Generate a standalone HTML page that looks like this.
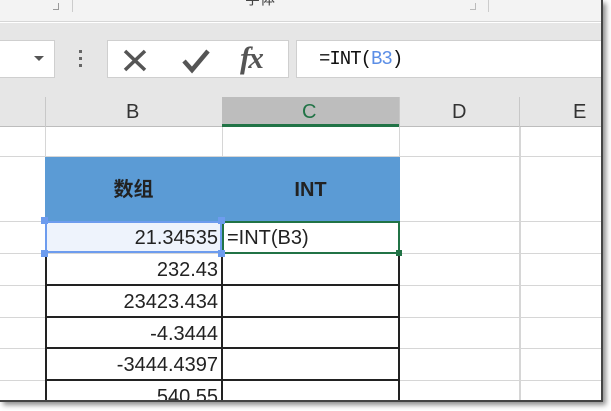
<!DOCTYPE html>
<html><head><meta charset="utf-8"><style>
*{margin:0;padding:0;box-sizing:border-box}
body{width:611px;height:411px;background:#fff;position:relative;overflow:hidden;font-family:"Liberation Sans","Noto Sans CJK SC",sans-serif}
.a{position:absolute;line-height:1.15}
</style></head><body>
<div class="a" style="left:0;top:0;width:603px;height:402px;background:#fff;border-right:2px solid #444;border-bottom:2px solid #444;box-shadow:3px 3px 5px rgba(0,0,0,.45);overflow:hidden">
 <div class="a" style="left:0;top:0;width:603px;height:22px;background:#f3f3f3;border-bottom:1px solid #d6d6d6"></div>
 <div class="a" style="left:245px;top:-9px;font-size:15px;color:#444">字体</div>
 <div class="a" style="left:53px;top:3px;width:6px;height:7px;border-right:1px solid #999;border-bottom:1px solid #999"></div>
 <div class="a" style="left:72px;top:0;width:1px;height:12px;background:#ccc"></div>
 <div class="a" style="left:470px;top:3px;width:6px;height:7px;border-right:1px solid #bbb;border-bottom:1px solid #bbb"></div>
 <div class="a" style="left:488px;top:0;width:1px;height:12px;background:#ccc"></div>
 <div class="a" style="left:0;top:23px;width:603px;height:74px;background:#e6e6e6"></div>
 <div class="a" style="left:0;top:40px;width:55px;height:38px;background:#fff;border:1px solid #cfcfcf;border-left:none"></div>
 <div class="a" style="left:34px;top:56px;width:0;height:0;border-left:5px solid transparent;border-right:5px solid transparent;border-top:5px solid #555"></div>
 <div class="a" style="left:79px;top:50px;width:3px;height:3px;background:#666"></div>
 <div class="a" style="left:79px;top:57px;width:3px;height:3px;background:#666"></div>
 <div class="a" style="left:79px;top:64px;width:3px;height:3px;background:#666"></div>
 <div class="a" style="left:107px;top:40px;width:182px;height:38px;background:#fff;border:1px solid #cfcfcf"></div>
 <svg class="a" style="left:120px;top:46px" width="160" height="30"><path d="M5 5 L25 24 M25 5 L5 24" stroke="#555" stroke-width="3.5" fill="none"/><path d="M64 15 L72 24 L88 5" stroke="#555" stroke-width="4.5" fill="none"/></svg>
 <div class="a" style="left:240px;top:40px;font-family:'Liberation Serif',serif;font-style:italic;font-weight:bold;font-size:31px;color:#555;letter-spacing:-2px">fx</div>
 <div class="a" style="left:296px;top:40px;width:307px;height:38px;background:#fff;border:1px solid #cfcfcf;border-right:none"></div>
 <div class="a" style="left:319px;top:49px;font-family:'Liberation Mono',monospace;font-size:19px;color:#111;letter-spacing:-1px">=INT(<span style="color:#5b8ee6">B3</span>)</div>
 <div class="a" style="left:0;top:97px;width:603px;height:30px;background:#e6e6e6;border-bottom:1px solid #bdbdbd"></div>
 <div class="a" style="left:222px;top:97px;width:177px;height:30px;background:#bdbdbd;border-bottom:3px solid #217346"></div>
 <div class="a" style="left:45px;top:97px;width:1px;height:30px;background:#c8c8c8"></div>
 <div class="a" style="left:399px;top:97px;width:1px;height:30px;background:#c8c8c8"></div>
 <div class="a" style="left:519px;top:97px;width:1px;height:30px;background:#c8c8c8"></div>
 <div class="a" style="left:126px;top:101px;font-size:20px;color:#333">B</div>
 <div class="a" style="left:302px;top:101px;font-size:20px;color:#217346">C</div>
 <div class="a" style="left:452px;top:101px;font-size:20px;color:#333">D</div>
 <div class="a" style="left:573px;top:101px;font-size:20px;color:#333">E</div>
 <div class="a" style="left:45px;top:127px;width:1px;height:280px;background:#d6d6d6"></div>
 <div class="a" style="left:222px;top:127px;width:1px;height:280px;background:#d6d6d6"></div>
 <div class="a" style="left:399px;top:127px;width:1px;height:280px;background:#d6d6d6"></div>
 <div class="a" style="left:519px;top:127px;width:2px;height:280px;background:#d6d6d6"></div>
 <div class="a" style="left:0;top:156px;width:603px;height:1px;background:#d6d6d6"></div>
 <div class="a" style="left:0;top:221px;width:603px;height:1px;background:#d6d6d6"></div>
 <div class="a" style="left:0;top:253px;width:603px;height:1px;background:#d6d6d6"></div>
 <div class="a" style="left:0;top:285px;width:603px;height:1px;background:#d6d6d6"></div>
 <div class="a" style="left:0;top:317px;width:603px;height:1px;background:#d6d6d6"></div>
 <div class="a" style="left:0;top:348px;width:603px;height:1px;background:#d6d6d6"></div>
 <div class="a" style="left:0;top:380px;width:603px;height:1px;background:#d6d6d6"></div>
 <div class="a" style="left:45px;top:157px;width:355px;height:64px;background:#5b9bd5"></div>
 <div class="a" style="left:45px;top:178px;width:177px;height:24px;line-height:24px;text-align:center;font-size:20px;font-weight:bold;color:#222">数组</div>
 <div class="a" style="left:222px;top:178px;width:177px;height:24px;line-height:24px;text-align:center;font-size:20px;font-weight:bold;color:#222">INT</div>
 <div class="a" style="left:45px;top:253px;width:355px;height:150px;border-left:2px solid #222;border-right:2px solid #222"></div>
 <div class="a" style="left:221px;top:253px;width:2px;height:150px;background:#222"></div>
 <div class="a" style="left:45px;top:284px;width:355px;height:2px;background:#222"></div>
 <div class="a" style="left:45px;top:316px;width:355px;height:2px;background:#222"></div>
 <div class="a" style="left:45px;top:347px;width:355px;height:2px;background:#222"></div>
 <div class="a" style="left:45px;top:379px;width:355px;height:2px;background:#222"></div>
 <div class="a" style="left:45px;top:221px;width:177px;height:32px;background:#eef3fc;border:2px solid #6d9cee"></div>
 <div class="a" style="left:222px;top:221px;width:178px;height:33px;border:2px solid #217346"></div>
 <div class="a" style="left:41px;top:217px;width:7px;height:7px;background:#6d9cee"></div>
 <div class="a" style="left:218px;top:217px;width:7px;height:7px;background:#6d9cee"></div>
 <div class="a" style="left:41px;top:250px;width:7px;height:7px;background:#6d9cee"></div>
 <div class="a" style="left:218px;top:250px;width:7px;height:7px;background:#6d9cee"></div>
 <div class="a" style="left:396px;top:250px;width:6px;height:6px;background:#217346"></div>
 <div class="a" style="left:46px;top:227px;width:172px;text-align:right;font-size:20px;color:#222">21.34535</div>
 <div class="a" style="left:227px;top:227px;font-size:20px;color:#222">=INT(B3)</div>
 <div class="a" style="left:46px;top:259px;width:172px;text-align:right;font-size:20px;color:#222">232.43</div>
 <div class="a" style="left:46px;top:291px;width:172px;text-align:right;font-size:20px;color:#222">23423.434</div>
 <div class="a" style="left:46px;top:323px;width:172px;text-align:right;font-size:20px;color:#222">-4.3444</div>
 <div class="a" style="left:46px;top:354px;width:172px;text-align:right;font-size:20px;color:#222">-3444.4397</div>
 <div class="a" style="left:46px;top:386px;width:172px;text-align:right;font-size:20px;color:#222">540.55</div>
</div>
</body></html>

....

> **WHAT IS EXPECTED**:
Reproduce the material word for word, minus the images.

> **PROBLEM SOLUTION**:
Generate a standalone HTML page that looks like this.
<!DOCTYPE html>
<html><head><meta charset="utf-8"><style>
*{margin:0;padding:0;box-sizing:border-box}
body{width:611px;height:411px;background:#fff;position:relative;overflow:hidden;font-family:"Liberation Sans","Noto Sans CJK SC",sans-serif}
.a{position:absolute;line-height:1.15}
</style></head><body>
<div class="a" style="left:0;top:0;width:603px;height:402px;background:#fff;border-right:2px solid #444;border-bottom:2px solid #444;box-shadow:3px 3px 5px rgba(0,0,0,.45);overflow:hidden">
 <div class="a" style="left:0;top:0;width:603px;height:22px;background:#f3f3f3;border-bottom:1px solid #d6d6d6"></div>
 <div class="a" style="left:245px;top:-9px;font-size:15px;color:#444">字体</div>
 <div class="a" style="left:53px;top:3px;width:6px;height:7px;border-right:1px solid #999;border-bottom:1px solid #999"></div>
 <div class="a" style="left:72px;top:0;width:1px;height:12px;background:#ccc"></div>
 <div class="a" style="left:470px;top:3px;width:6px;height:7px;border-right:1px solid #bbb;border-bottom:1px solid #bbb"></div>
 <div class="a" style="left:488px;top:0;width:1px;height:12px;background:#ccc"></div>
 <div class="a" style="left:0;top:23px;width:603px;height:74px;background:#e6e6e6"></div>
 <div class="a" style="left:0;top:40px;width:55px;height:38px;background:#fff;border:1px solid #cfcfcf;border-left:none"></div>
 <div class="a" style="left:34px;top:56px;width:0;height:0;border-left:5px solid transparent;border-right:5px solid transparent;border-top:5px solid #555"></div>
 <div class="a" style="left:79px;top:50px;width:3px;height:3px;background:#666"></div>
 <div class="a" style="left:79px;top:57px;width:3px;height:3px;background:#666"></div>
 <div class="a" style="left:79px;top:64px;width:3px;height:3px;background:#666"></div>
 <div class="a" style="left:107px;top:40px;width:182px;height:38px;background:#fff;border:1px solid #cfcfcf"></div>
 <svg class="a" style="left:120px;top:46px" width="160" height="30"><path d="M5 5 L25 24 M25 5 L5 24" stroke="#555" stroke-width="3.5" fill="none"/><path d="M64 15 L72 24 L88 5" stroke="#555" stroke-width="4.5" fill="none"/></svg>
 <div class="a" style="left:240px;top:40px;font-family:'Liberation Serif',serif;font-style:italic;font-weight:bold;font-size:31px;color:#555;letter-spacing:-2px">fx</div>
 <div class="a" style="left:296px;top:40px;width:307px;height:38px;background:#fff;border:1px solid #cfcfcf;border-right:none"></div>
 <div class="a" style="left:319px;top:49px;font-family:'Liberation Mono',monospace;font-size:19px;color:#111;letter-spacing:-1px">=INT(<span style="color:#5b8ee6">B3</span>)</div>
 <div class="a" style="left:0;top:97px;width:603px;height:30px;background:#e6e6e6;border-bottom:1px solid #bdbdbd"></div>
 <div class="a" style="left:222px;top:97px;width:177px;height:30px;background:#bdbdbd;border-bottom:3px solid #217346"></div>
 <div class="a" style="left:45px;top:97px;width:1px;height:30px;background:#c8c8c8"></div>
 <div class="a" style="left:399px;top:97px;width:1px;height:30px;background:#c8c8c8"></div>
 <div class="a" style="left:519px;top:97px;width:1px;height:30px;background:#c8c8c8"></div>
 <div class="a" style="left:126px;top:101px;font-size:20px;color:#333">B</div>
 <div class="a" style="left:302px;top:101px;font-size:20px;color:#217346">C</div>
 <div class="a" style="left:452px;top:101px;font-size:20px;color:#333">D</div>
 <div class="a" style="left:573px;top:101px;font-size:20px;color:#333">E</div>
 <div class="a" style="left:45px;top:127px;width:1px;height:280px;background:#d6d6d6"></div>
 <div class="a" style="left:222px;top:127px;width:1px;height:280px;background:#d6d6d6"></div>
 <div class="a" style="left:399px;top:127px;width:1px;height:280px;background:#d6d6d6"></div>
 <div class="a" style="left:519px;top:127px;width:2px;height:280px;background:#d6d6d6"></div>
 <div class="a" style="left:0;top:156px;width:603px;height:1px;background:#d6d6d6"></div>
 <div class="a" style="left:0;top:221px;width:603px;height:1px;background:#d6d6d6"></div>
 <div class="a" style="left:0;top:253px;width:603px;height:1px;background:#d6d6d6"></div>
 <div class="a" style="left:0;top:285px;width:603px;height:1px;background:#d6d6d6"></div>
 <div class="a" style="left:0;top:317px;width:603px;height:1px;background:#d6d6d6"></div>
 <div class="a" style="left:0;top:348px;width:603px;height:1px;background:#d6d6d6"></div>
 <div class="a" style="left:0;top:380px;width:603px;height:1px;background:#d6d6d6"></div>
 <div class="a" style="left:45px;top:157px;width:355px;height:64px;background:#5b9bd5"></div>
 <div class="a" style="left:45px;top:178px;width:177px;height:24px;line-height:24px;text-align:center;font-size:20px;font-weight:bold;color:#222">数组</div>
 <div class="a" style="left:222px;top:178px;width:177px;height:24px;line-height:24px;text-align:center;font-size:20px;font-weight:bold;color:#222">INT</div>
 <div class="a" style="left:45px;top:253px;width:355px;height:150px;border-left:2px solid #222;border-right:2px solid #222"></div>
 <div class="a" style="left:221px;top:253px;width:2px;height:150px;background:#222"></div>
 <div class="a" style="left:45px;top:284px;width:355px;height:2px;background:#222"></div>
 <div class="a" style="left:45px;top:316px;width:355px;height:2px;background:#222"></div>
 <div class="a" style="left:45px;top:347px;width:355px;height:2px;background:#222"></div>
 <div class="a" style="left:45px;top:379px;width:355px;height:2px;background:#222"></div>
 <div class="a" style="left:45px;top:221px;width:177px;height:32px;background:#eef3fc;border:2px solid #6d9cee"></div>
 <div class="a" style="left:222px;top:221px;width:178px;height:33px;border:2px solid #217346"></div>
 <div class="a" style="left:41px;top:217px;width:7px;height:7px;background:#6d9cee"></div>
 <div class="a" style="left:218px;top:217px;width:7px;height:7px;background:#6d9cee"></div>
 <div class="a" style="left:41px;top:250px;width:7px;height:7px;background:#6d9cee"></div>
 <div class="a" style="left:218px;top:250px;width:7px;height:7px;background:#6d9cee"></div>
 <div class="a" style="left:396px;top:250px;width:6px;height:6px;background:#217346"></div>
 <div class="a" style="left:46px;top:227px;width:172px;text-align:right;font-size:20px;color:#222">21.34535</div>
 <div class="a" style="left:227px;top:227px;font-size:20px;color:#222">=INT(B3)</div>
 <div class="a" style="left:46px;top:259px;width:172px;text-align:right;font-size:20px;color:#222">232.43</div>
 <div class="a" style="left:46px;top:291px;width:172px;text-align:right;font-size:20px;color:#222">23423.434</div>
 <div class="a" style="left:46px;top:323px;width:172px;text-align:right;font-size:20px;color:#222">-4.3444</div>
 <div class="a" style="left:46px;top:354px;width:172px;text-align:right;font-size:20px;color:#222">-3444.4397</div>
 <div class="a" style="left:46px;top:386px;width:172px;text-align:right;font-size:20px;color:#222">540.55</div>
</div>
</body></html>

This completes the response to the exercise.